Required work:
Print all of the lines exactly. Any picture among them stays out.

(Items listed in a dataset)
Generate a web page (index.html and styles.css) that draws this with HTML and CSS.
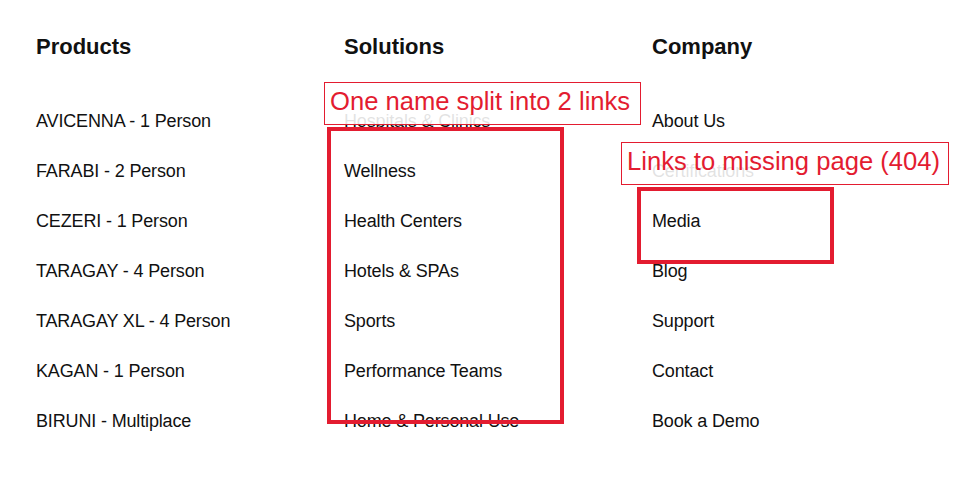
FILE: index.html
```html
<!DOCTYPE html>
<html lang="en">
<head>
<meta charset="utf-8">
<title>Footer links</title>
<link rel="stylesheet" href="styles.css">
</head>
<body>
<footer class="footer">
  <nav class="col">
    <h3 class="col-title">Products</h3>
    <ul class="links">
      <li><a href="#">AVICENNA - 1 Person</a></li>
      <li><a href="#">FARABI - 2 Person</a></li>
      <li><a href="#">CEZERI - 1 Person</a></li>
      <li><a href="#">TARAGAY - 4 Person</a></li>
      <li><a href="#">TARAGAY XL - 4 Person</a></li>
      <li><a href="#">KAGAN - 1 Person</a></li>
      <li><a href="#">BIRUNI - Multiplace</a></li>
    </ul>
  </nav>
  <nav class="col">
    <h3 class="col-title">Solutions</h3>
    <ul class="links">
      <li><a href="#">Hospitals &amp; Clinics</a></li>
      <li><a href="#">Wellness</a></li>
      <li><a href="#">Health Centers</a></li>
      <li><a href="#">Hotels &amp; SPAs</a></li>
      <li><a href="#">Sports</a></li>
      <li><a href="#">Performance Teams</a></li>
      <li><a href="#">Home &amp; Personal Use</a></li>
    </ul>
  </nav>
  <nav class="col">
    <h3 class="col-title">Company</h3>
    <ul class="links">
      <li><a href="#">About Us</a></li>
      <li><a href="#">Certifications</a></li>
      <li><a href="#">Media</a></li>
      <li><a href="#">Blog</a></li>
      <li><a href="#">Support</a></li>
      <li><a href="#">Contact</a></li>
      <li><a href="#">Book a Demo</a></li>
    </ul>
  </nav>

  <!-- review notes -->
  <div class="note note-split">One name split into 2 links</div>
  <div class="mark mark-split"></div>
  <div class="note note-missing">Links to missing page (404)</div>
  <div class="mark mark-missing"></div>
</footer>
</body>
</html>
```

FILE: styles.css
```css
* { box-sizing: border-box; }

html, body {
  margin: 0;
  padding: 0;
  background: #fff;
}

.footer {
  position: relative;
  display: grid;
  grid-template-columns: 308px 308px 308px;
  padding: 32px 0 0 36px;
  width: 960px;
  height: 480px;
  font-family: "Liberation Sans", Arial, sans-serif;
  color: #111;
}

.col-title {
  margin: 0;
  font-size: 22px;
  font-weight: 600;
  line-height: 30px;
  letter-spacing: 0;
}

.links {
  list-style: none;
  margin: 48px 0 0;
  padding: 0;
  display: flex;
  flex-direction: column;
  gap: 28px;
}

.links li {
  line-height: 22px;
  font-size: 18px;
  letter-spacing: -0.15px;
}

.links a {
  color: #111;
  text-decoration: none;
}

.note {
  position: absolute;
  border: 1px solid #e31c30;
  background: rgba(255, 255, 255, 0.88);
  color: #e31c30;
  font-family: "Liberation Sans", Arial, sans-serif;
  font-size: 25.6px;
  line-height: 36px;
  padding: 0 5px;
  white-space: nowrap;
}

.mark {
  position: absolute;
  border: 4px solid #e31c30;
}

.note-split { left: 324px; top: 82px; width: 317px; height: 43px; }
.mark-split { left: 327px; top: 127px; width: 237px; height: 297px; }
.note-missing { left: 621px; top: 142px; width: 328px; height: 43px; }
.mark-missing { left: 637px; top: 187px; width: 197px; height: 77px; }
```
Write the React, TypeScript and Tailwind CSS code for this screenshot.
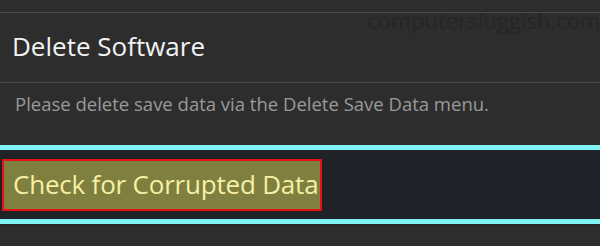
import React from "react";

export default function App() {
  return (
    <div className="w-[600px] h-[246px] bg-[#2d2d2d] overflow-hidden relative" style={{ fontFamily: '"Open Sans", "Noto Sans", sans-serif' }}>
      <div className="h-[12px]" />
      <div className="h-px bg-[#4a4a4a]" />
      <div className="h-[69px] flex items-center pl-[12px] text-[26px] text-[#f2f2f2] leading-none pb-[3px] whitespace-nowrap">Delete Software</div>
      <div className="h-px bg-[#4a4a4a]" />
      <div className="h-[62px] pl-[15px] pt-[9px] text-[18.5px] text-[#9a9a9a] leading-[24px] whitespace-nowrap">Please delete save data via the Delete Save Data menu.</div>
      <div className="h-[5px] bg-[#7ff3f3]" />
      <div className="h-[69px] bg-[#1f2226] flex items-center pl-[2px]">
        <div className="w-[320px] h-[52px] border-2 border-[#e81010] bg-[#7f7f3f] flex items-center pl-[9px] pb-[2px] text-[26px] text-[#f5f0a5] leading-none whitespace-nowrap tracking-[-0.2px]">
          Check for Corrupted Data
        </div>
      </div>
      <div className="h-[5px] bg-[#7ff3f3]" />
      <div className="h-[2px] bg-[#25282b]" />
      <div className="absolute left-[367px] top-[6px] text-[22px] text-[#262626] leading-[28px]">computersluggish.com</div>
    </div>
  );
}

Written response:
Generate a web page (index.html and styles.css) that draws this with HTML and CSS.
FILE: index.html
```html
<!DOCTYPE html>
<html lang="en">
<head>
<meta charset="utf-8">
<title>Footer links</title>
<link rel="stylesheet" href="styles.css">
</head>
<body>
<footer class="footer">
  <nav class="col">
    <h3 class="col-title">Products</h3>
    <ul class="links">
      <li><a href="#">AVICENNA - 1 Person</a></li>
      <li><a href="#">FARABI - 2 Person</a></li>
      <li><a href="#">CEZERI - 1 Person</a></li>
      <li><a href="#">TARAGAY - 4 Person</a></li>
      <li><a href="#">TARAGAY XL - 4 Person</a></li>
      <li><a href="#">KAGAN - 1 Person</a></li>
      <li><a href="#">BIRUNI - Multiplace</a></li>
    </ul>
  </nav>
  <nav class="col">
    <h3 class="col-title">Solutions</h3>
    <ul class="links">
      <li><a href="#">Hospitals &amp; Clinics</a></li>
      <li><a href="#">Wellness</a></li>
      <li><a href="#">Health Centers</a></li>
      <li><a href="#">Hotels &amp; SPAs</a></li>
      <li><a href="#">Sports</a></li>
      <li><a href="#">Performance Teams</a></li>
      <li><a href="#">Home &amp; Personal Use</a></li>
    </ul>
  </nav>
  <nav class="col">
    <h3 class="col-title">Company</h3>
    <ul class="links">
      <li><a href="#">About Us</a></li>
      <li><a href="#">Certifications</a></li>
      <li><a href="#">Media</a></li>
      <li><a href="#">Blog</a></li>
      <li><a href="#">Support</a></li>
      <li><a href="#">Contact</a></li>
      <li><a href="#">Book a Demo</a></li>
    </ul>
  </nav>

  <!-- review notes -->
  <div class="note note-split">One name split into 2 links</div>
  <div class="mark mark-split"></div>
  <div class="note note-missing">Links to missing page (404)</div>
  <div class="mark mark-missing"></div>
</footer>
</body>
</html>
```

FILE: styles.css
```css
* { box-sizing: border-box; }

html, body {
  margin: 0;
  padding: 0;
  background: #fff;
}

.footer {
  position: relative;
  display: grid;
  grid-template-columns: 308px 308px 308px;
  padding: 32px 0 0 36px;
  width: 960px;
  height: 480px;
  font-family: "Liberation Sans", Arial, sans-serif;
  color: #111;
}

.col-title {
  margin: 0;
  font-size: 22px;
  font-weight: 600;
  line-height: 30px;
  letter-spacing: 0;
}

.links {
  list-style: none;
  margin: 48px 0 0;
  padding: 0;
  display: flex;
  flex-direction: column;
  gap: 28px;
}

.links li {
  line-height: 22px;
  font-size: 18px;
  letter-spacing: -0.15px;
}

.links a {
  color: #111;
  text-decoration: none;
}

.note {
  position: absolute;
  border: 1px solid #e31c30;
  background: rgba(255, 255, 255, 0.88);
  color: #e31c30;
  font-family: "Liberation Sans", Arial, sans-serif;
  font-size: 25.6px;
  line-height: 36px;
  padding: 0 5px;
  white-space: nowrap;
}

.mark {
  position: absolute;
  border: 4px solid #e31c30;
}

.note-split { left: 324px; top: 82px; width: 317px; height: 43px; }
.mark-split { left: 327px; top: 127px; width: 237px; height: 297px; }
.note-missing { left: 621px; top: 142px; width: 328px; height: 43px; }
.mark-missing { left: 637px; top: 187px; width: 197px; height: 77px; }
```
Write the React, TypeScript and Tailwind CSS code for this screenshot.
import React from "react";

export default function App() {
  return (
    <div className="w-[600px] h-[246px] bg-[#2d2d2d] overflow-hidden relative" style={{ fontFamily: '"Open Sans", "Noto Sans", sans-serif' }}>
      <div className="h-[12px]" />
      <div className="h-px bg-[#4a4a4a]" />
      <div className="h-[69px] flex items-center pl-[12px] text-[26px] text-[#f2f2f2] leading-none pb-[3px] whitespace-nowrap">Delete Software</div>
      <div className="h-px bg-[#4a4a4a]" />
      <div className="h-[62px] pl-[15px] pt-[9px] text-[18.5px] text-[#9a9a9a] leading-[24px] whitespace-nowrap">Please delete save data via the Delete Save Data menu.</div>
      <div className="h-[5px] bg-[#7ff3f3]" />
      <div className="h-[69px] bg-[#1f2226] flex items-center pl-[2px]">
        <div className="w-[320px] h-[52px] border-2 border-[#e81010] bg-[#7f7f3f] flex items-center pl-[9px] pb-[2px] text-[26px] text-[#f5f0a5] leading-none whitespace-nowrap tracking-[-0.2px]">
          Check for Corrupted Data
        </div>
      </div>
      <div className="h-[5px] bg-[#7ff3f3]" />
      <div className="h-[2px] bg-[#25282b]" />
      <div className="absolute left-[367px] top-[6px] text-[22px] text-[#262626] leading-[28px]">computersluggish.com</div>
    </div>
  );
}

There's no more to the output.